Patricia Hayes (1909-98) was a very fine character actress. In the 1960s she played alongside Arthur Haynes in his comedy series as a tramp. Haynes died from a heart attack in 1966 aged only 52, but tramps are still with us. This 1971 play is no reprise to her comedy, Hayes plays Edna, a woman who although experiencing hard times has never seen good ones.
Although "Edna, The Inebriate Woman" is not a documentary, it might as well be. It takes a worm's eye view of society, focusing on those people who if they are lucky end up in prison for short spells during the winter months, who don't work for a living because no employer in his right mind would touch them, those who are not drunks, drug addicts, riddled with nits, unpleasant diseases, or simply old.

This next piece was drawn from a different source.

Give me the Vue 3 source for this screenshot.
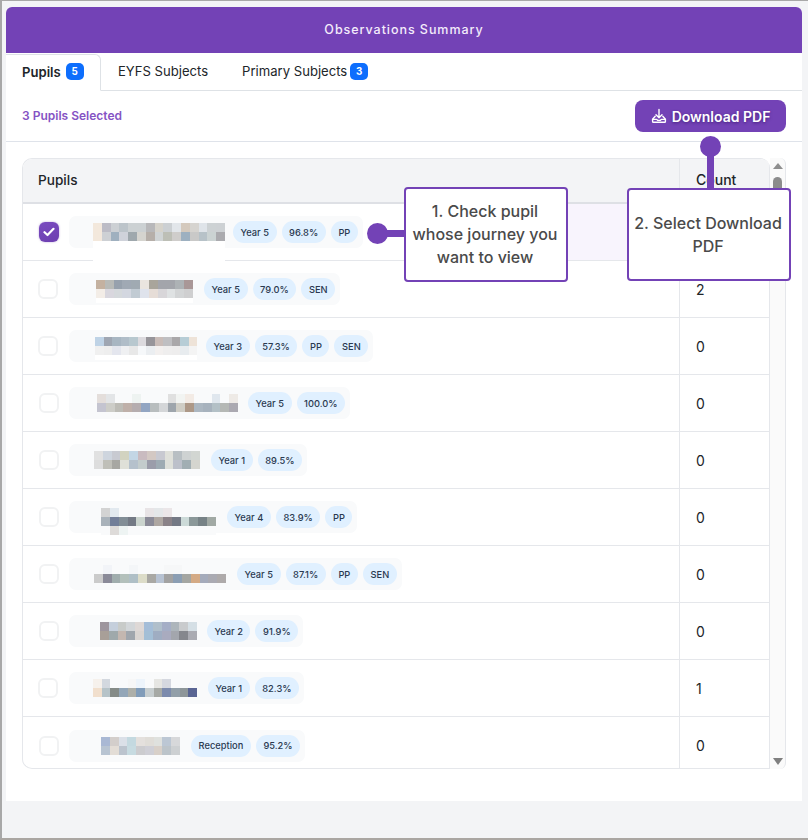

Ultimately there is no salvation for Edna, we don't really know who she is, or if anything she says about herself is true. Sad though it is, what does shine through here is the occasional kindness, which does not emanate from the bureaucrats, but from a doctor, and a charity worker who fits her up with a coat and new boots, little things like that.
It is easy to be kind to young, attractive people, be they women or men, but this is what love is really all about. It should come as no surprise that the man who wrote this, Jeremy Sandford, also wrote the iconic "Cathy Come Home" which was screened five years earlier. Nearly half a century on, - plus ça change!